The cuisine in Martinique is just like the island itself: Caribbean and French at the same time. Whenever we go, I'm always struck by how delicious my mother-in-law Méranie's basic French-style vinaigrette is. Her stewed octopus, pork ragu, and tarte aux oursins (sea urchin pie) are all undeniably delicious, but I look forward to the salad course just as much. Savory yet bright, it's always a perfect palate cleanser for the cheese plate that's sure to follow.

This time, I paid closer attention in the kitchen. She doesn't have an exact recipe, but using the same techniques I was able to make a vinaigrette that I'm finally happy with. (In fact, I'm thrilled with it.) The secret is to be generous with fresh garlic and sea salt and use two kinds of acid, both vinegar and lime juice.
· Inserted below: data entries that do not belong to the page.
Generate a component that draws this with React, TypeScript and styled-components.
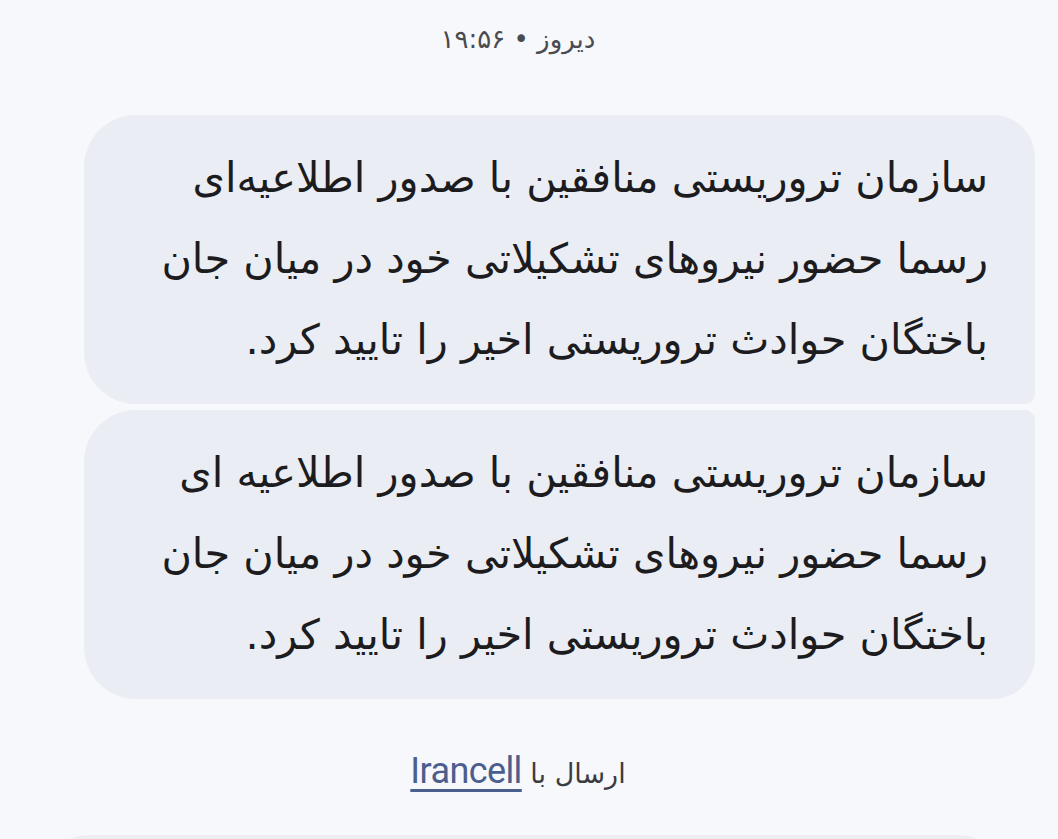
import React from 'react'
import styled, { createGlobalStyle } from 'styled-components'

const GlobalStyle = createGlobalStyle`
  html, body {
    margin: 0;
    padding: 0;
    background: #f7f8fc;
  }
  body {
    font-family: "DejaVu Sans", "Noto Sans", sans-serif;
    overflow: hidden;
  }
`

const Screen = styled.div`
  width: 1058px;
  height: 839px;
  background: #f7f8fc;
  display: flex;
  flex-direction: column;
  overflow: hidden;
  & > * {
    flex-shrink: 0;
  }
`

const Timestamp = styled.div`
  direction: rtl;
  text-align: center;
  color: #4a4a4f;
  font-size: 26px;
  line-height: 32px;
  padding: 23px 22px 0 0;
  height: 115px;
  box-sizing: border-box;
`

const Thread = styled.div`
  display: flex;
  flex-direction: column;
  gap: 6px;
  padding: 0 23px 0 84px;
`

const Bubble = styled.div<{ $tail: 'top' | 'bottom' }>`
  direction: rtl;
  background: #eaedf3;
  color: #1c1c1f;
  font-size: 41.5px;
  line-height: 81px;
  height: 289px;
  box-sizing: border-box;
  padding: 22px 47px 0 40px;
  border-radius: ${(p) =>
    p.$tail === 'bottom' ? '52px 42px 10px 52px' : '52px 10px 42px 52px'};
  white-space: nowrap;
`

const Footer = styled.div`
  direction: rtl;
  text-align: center;
  font-size: 27px;
  line-height: 40px;
  color: #3c3c40;
  padding: 52px 22px 0 0;
  height: 136px;
  box-sizing: border-box;
`

const Operator = styled.span`
  font-family: Roboto, "Liberation Sans", sans-serif;
  color: #4b5f8e;
  font-size: 36px;
  letter-spacing: -0.6px;
  text-decoration: underline;
  text-decoration-thickness: 3px;
  text-underline-offset: 6px;
`

const NextCard = styled.div`
  margin: 0 56px 0 44px;
  height: 80px;
  background: #eceef3;
  border-radius: 44px 44px 0 0;
`

const messages = [
  [
    'سازمان تروریستی منافقین با صدور اطلاعیه‌ای',
    'رسما حضور نیروهای تشکیلاتی خود در میان جان',
    'باختگان حوادث تروریستی اخیر را تایید کرد.',
  ],
  [
    'سازمان تروریستی منافقین با صدور اطلاعیه ای',
    'رسما حضور نیروهای تشکیلاتی خود در میان جان',
    'باختگان حوادث تروریستی اخیر را تایید کرد.',
  ],
]

const App = (): JSX.Element => {
  return (
    <>
      <GlobalStyle />
      <Screen>
        <Timestamp>دیروز • ۱۹:۵۶</Timestamp>
        <Thread>
          {messages.map((lines, i) => (
            <Bubble key={i} $tail={i === 0 ? 'bottom' : 'top'}>
              {lines.map((line, j) => (
                <div key={j}>{line}</div>
              ))}
            </Bubble>
          ))}
        </Thread>
        <Footer>
          ارسال با <Operator>Irancell</Operator>
        </Footer>
        <NextCard />
      </Screen>
    </>
  )
}

export default App
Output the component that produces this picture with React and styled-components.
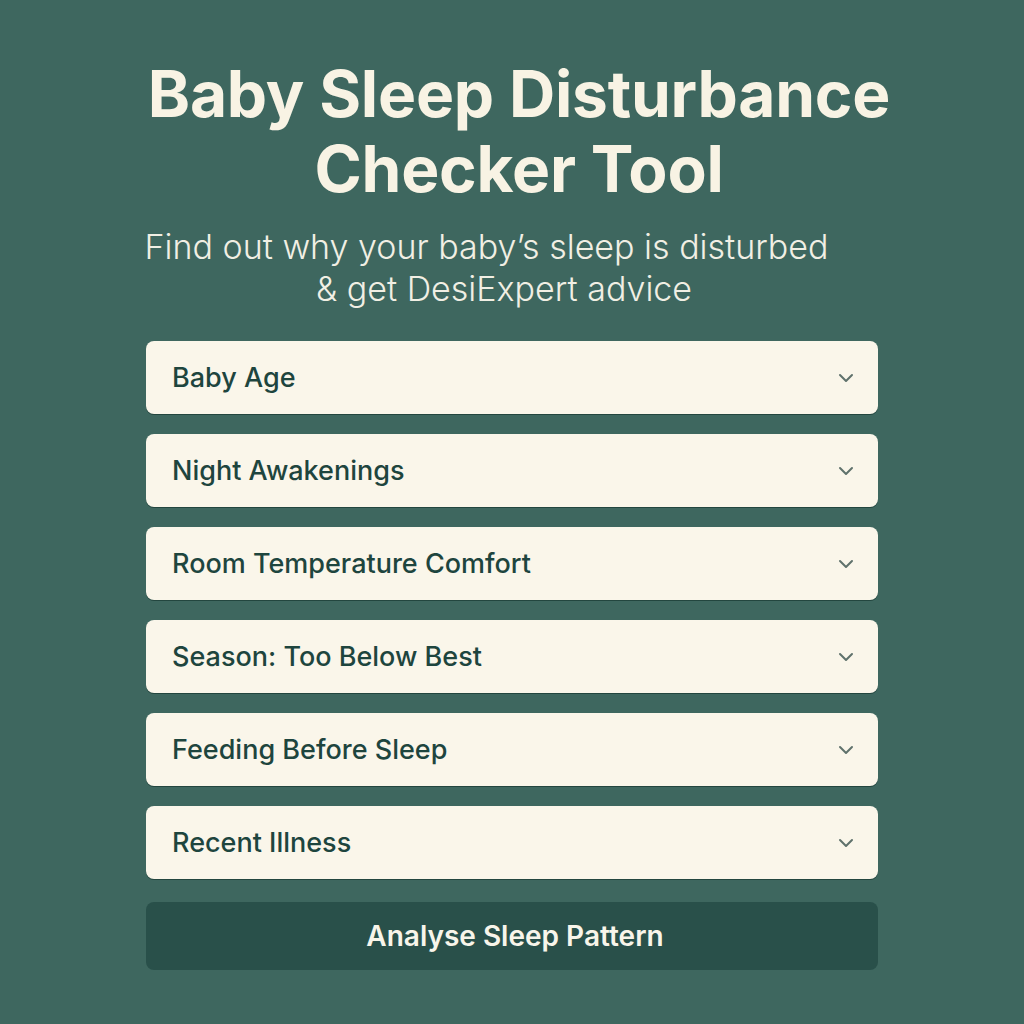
import styled, { createGlobalStyle } from "styled-components";

const GlobalStyle = createGlobalStyle`
  html, body {
    margin: 0;
    padding: 0;
    background: #3e675f;
  }
  body {
    font-family: Inter, "Noto Sans", sans-serif;
  }
`;

const fields = [
  "Baby Age",
  "Night Awakenings",
  "Room Temperature Comfort",
  "Season: Too Below Best",
  "Feeding Before Sleep",
  "Recent Illness",
];

const Chevron = () => (
  <svg width="16" height="10" viewBox="0 0 16 10" fill="none">
    <path d="M2 2l6 6 6-6" stroke="#5f726c" strokeWidth="2" strokeLinecap="round" strokeLinejoin="round" />
  </svg>
);

export default function App() {
  return (
    <>
      <GlobalStyle />
      <Page>
        <Title>Baby Sleep Disturbance<br />Checker Tool</Title>
        <Subtitle>
          <SubLine $shift={51}>Find out why your baby’s sleep is disturbed</SubLine>
          <SubLine $shift={16}>&amp; get DesiExpert advice</SubLine>
        </Subtitle>
        <Form>
          {fields.map((f) => (
            <Field key={f}>
              <span>{f}</span>
              <Chevron />
            </Field>
          ))}
          <Button>Analyse Sleep Pattern</Button>
        </Form>
      </Page>
    </>
  );
}

const Page = styled.div`
  width: 1024px;
  height: 1024px;
  box-sizing: border-box;
  padding-top: 56px;
  display: flex;
  flex-direction: column;
  align-items: center;
  background: #3e675f;
`;

const Title = styled.h1`
  margin: 0 0 0 14px;
  font-size: 64px;
  line-height: 75px;
  font-weight: 700;
  color: #f8f3e4;
  text-align: center;
  letter-spacing: -0.2px;
`;

const Subtitle = styled.div`
  margin-top: 20px;
  width: 100%;
  display: flex;
  flex-direction: column;
  align-items: center;
`;

const SubLine = styled.span`
  margin-right: ${(p) => p.$shift}px;
  font-size: 34px;
  line-height: 42px;
  font-weight: 300;
  color: #f1efe4;
  white-space: nowrap;
`;

const Form = styled.div`
  margin-top: 31px;
  width: 732px;
  display: flex;
  flex-direction: column;
  gap: 20px;
`;

const Field = styled.div`
  height: 73px;
  box-sizing: border-box;
  padding: 0 24px 0 26px;
  display: flex;
  align-items: center;
  justify-content: space-between;
  background: #faf6ea;
  border-radius: 8px;
  box-shadow: 0 1px 0 #23463f;
  font-size: 27px;
  font-weight: 500;
  color: #1e453e;
`;

const Button = styled.div`
  margin-top: 3px;
  height: 68px;
  display: flex;
  align-items: center;
  justify-content: center;
  background: #29504a;
  border-radius: 8px;
  font-size: 28px;
  font-weight: 600;
  color: #f8f5ea;
  padding-left: 6px;
`;
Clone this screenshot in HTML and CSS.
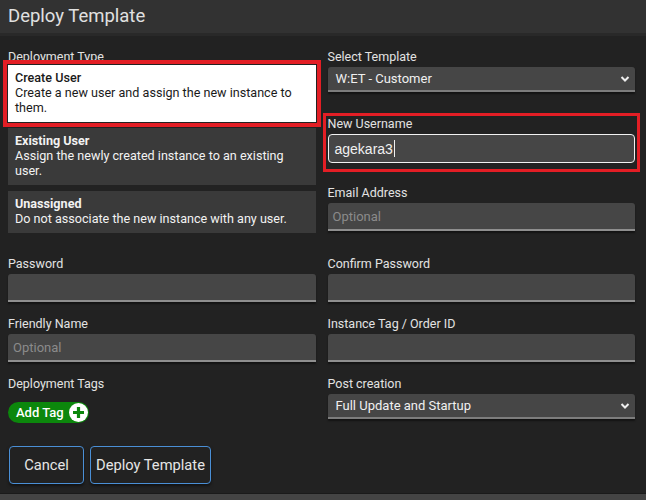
FILE: index.html
```html
<!DOCTYPE html>
<html lang="en">
<head>
  <meta charset="UTF-8">
  <meta name="viewport" content="width=device-width, initial-scale=1.0">
  <title>Deploy Template</title>
  <link rel="stylesheet" href="styles.css">
</head>
<body>

  <header class="title-bar">Deploy Template</header>

  <main class="form">

    <div class="top-grid">
      <div class="column">
        <div class="field-label type-label">Deployment Type</div>

        <div class="type-list">
          <div class="type-card is-selected marked">
            <div class="type-title">Create User</div>
            <div>Create a new user and assign the new instance to them.</div>
          </div>
          <div class="type-card">
            <div class="type-title">Existing User</div>
            <div>Assign the newly created instance to an existing user.</div>
          </div>
          <div class="type-card">
            <div class="type-title">Unassigned</div>
            <div>Do not associate the new instance with any user.</div>
          </div>
        </div>
      </div>

      <div class="column">
        <div class="field">
          <div class="field-label">Select Template</div>
          <div class="select">
            <span>W:ET - Customer</span>
            <svg class="chevron" width="10" height="8" viewBox="0 0 10 8"><path d="M1.5 2 L5 5.5 L8.5 2" fill="none" stroke="#eee" stroke-width="2"/></svg>
          </div>
        </div>

        <div class="field marked-box">
          <div class="field-label">New Username</div>
          <div class="input is-focused">agekara3<span class="caret"></span></div>
        </div>

        <div class="field">
          <div class="field-label">Email Address</div>
          <div class="input placeholder">Optional</div>
        </div>
      </div>
    </div>

    <div class="field-grid">
      <div class="field">
        <div class="field-label">Password</div>
        <div class="input"></div>
      </div>
      <div class="field">
        <div class="field-label">Confirm Password</div>
        <div class="input"></div>
      </div>

      <div class="field">
        <div class="field-label">Friendly Name</div>
        <div class="input placeholder">Optional</div>
      </div>
      <div class="field">
        <div class="field-label">Instance Tag / Order ID</div>
        <div class="input"></div>
      </div>

      <div class="field">
        <div class="field-label">Deployment Tags</div>
        <div class="tag-row">
          <span class="add-tag">
            Add Tag
            <svg class="plus" width="19" height="19" viewBox="0 0 19 19">
              <circle cx="9.5" cy="9.5" r="9.5" fill="#fff"/>
              <path d="M9.5 4 V15 M4 9.5 H15" stroke="#0c870c" stroke-width="3.2"/>
            </svg>
          </span>
        </div>
      </div>
      <div class="field">
        <div class="field-label">Post creation</div>
        <div class="select post-select">
          <span>Full Update and Startup</span>
          <svg class="chevron" width="10" height="8" viewBox="0 0 10 8"><path d="M1.5 2 L5 5.5 L8.5 2" fill="none" stroke="#eee" stroke-width="2"/></svg>
        </div>
      </div>
    </div>

    <div class="actions">
      <button class="button">Cancel</button>
      <button class="button">Deploy Template</button>
    </div>

  </main>

  <footer class="bottom-bar"></footer>

</body>
</html>
```

FILE: styles.css
```css
* {
  margin: 0;
  padding: 0;

  box-sizing: border-box;
  font-family: 'Roboto', sans-serif;
}

body {
  display: flex;
  flex-direction: column;
  height: 100vh;

  background: #222222;
  color: #e2e2e2;
  overflow: hidden;
}

.title-bar {
  height: 36px;
  padding: 3px 8px 0;

  background: #323232;
  border-bottom: 3px solid #292929;

  font-size: 18.5px;
  line-height: 26px;
  color: #e0e0e0;
}

.form {
  flex: 1;
  padding: 13px 11px 0 8px;
}

.top-grid,
.field-grid {
  display: grid;
  grid-template-columns: 1fr 1fr;
  column-gap: 12px;
}

.field-grid {
  margin-top: 23px;
  row-gap: 14px;
}

.field-label {
  font-size: 12.5px;
  line-height: 16px;
  margin-bottom: 2px;
}

.type-label {
  margin-bottom: 0;
}

/* Deployment type cards */

.type-list {
  display: flex;
  flex-direction: column;
  gap: 6px;
}

.type-card {
  padding: 5px 6px 7px 7px;

  background: #3a3a3a;
  color: #f2f2f2;

  font-size: 12.6px;
  line-height: 15px;
}

.type-title {
  font-weight: 700;
}

.type-card.is-selected {
  background: #ffffff;
  color: #1a1a1a;
}

.type-card.is-selected .type-title {
  font-weight: 500;
}

/* red annotation frames from the screenshot */
.marked {
  outline: 4px solid #e31e25;
  outline-offset: 1px;
}

.marked-box {
  margin: 0 -2px;
  padding: 0 2px 6px;
  outline: 3px solid #e31e25;
}

/* Fields */

.column .field + .field {
  margin-top: 24px;
}

.column .marked-box + .field {
  margin-top: 16px;
}

.input,
.select {
  display: flex;
  align-items: center;
  height: 28px;
  padding: 0 9px;

  background: #464646;
  border-bottom: 2px solid #8f8f8f;
  border-radius: 3px 3px 0 0;
  box-shadow: 0 2px 2px rgba(0, 0, 0, 0.45);

  font-family: 'Liberation Sans', Arial, sans-serif;
  font-size: 14px;
  color: #f0f0f0;
}

.select {
  height: 25px;
  justify-content: space-between;
  padding: 0 5px 0 8px;
  font-size: 13px;
  border-bottom-color: #7d7d7d;
}

.post-select {
  margin-top: 1px;
}

.input.is-focused {
  height: 29px;
  padding-left: 6px;
  border: 1px solid #f2f2f2;
  border-radius: 4px;
  box-shadow: none;
}

.caret {
  width: 1px;
  height: 17px;
  margin-left: 1px;
  background: #f0f0f0;
}

.input.placeholder {
  font-family: 'Roboto', sans-serif;
  font-size: 13px;
  color: #8b8b8b;
  padding-left: 5px;
}

.chevron {
  flex: none;
}

/* Tags */

.tag-row {
  padding-top: 8px;
}

.add-tag {
  display: inline-flex;
  align-items: center;
  gap: 5px;
  height: 21px;
  padding: 0 1px 0 8px;

  background: #0c870c;
  border-radius: 11px;

  font-size: 13px;
  font-weight: 500;
  color: #ffffff;
}

/* Buttons */

.actions {
  display: flex;
  gap: 6px;
  margin-top: 23px;
  padding-left: 1px;
}

.button {
  height: 38px;
  padding: 0 5px;

  background: #222222;
  border: 1px solid #4a8fd6;
  border-radius: 4px;
  box-shadow: 0 2px 3px rgba(0, 0, 0, 0.5);

  font-size: 14.7px;
  color: #e6e6e6;
}

.button:first-child {
  width: 75px;
}

.bottom-bar {
  height: 7px;
  background: #444444;
  border-top: 1px solid #1a1a1a;
}
```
Like most other things on her table, it's French and Caribbean at the same time.

While Méranie just stirs everything together and leaves it as a broken sauce to be spooned over salads, I use a hand blender to achieve a smooth, creamy, homogenous consistency. Either way it's delicious. Toss this vinaigrette with salads, use it as a dipping sauce, or slather it over grilled meats and vegetables.

1 lime, juiced
2 tablespoons red wine vinegar
2 large cloves garlic, grated
1/2 teaspoon sea salt
Plenty of freshly ground black pepper
1 tablespoon Dijon mustard
1/2 cup plus 3 tablespoons cold-pressed extra virgin olive oil

  1. Combine the lime juice, red wine vinegar, garlic and sea salt. Allow the mixture to sit for 5 minutes.
  2. Add the pepper, mustard, and 1/2 cup of oil. Blend until smooth.
  3. Taste for seasoning and add more oil to taste, depending on how acidic you like your vinaigrette. I add about 3 more tablespoons. If the dressing is too thick, add a splash of water.
  4. Serve it immediately or store it in an airtight container in the fridge for future use.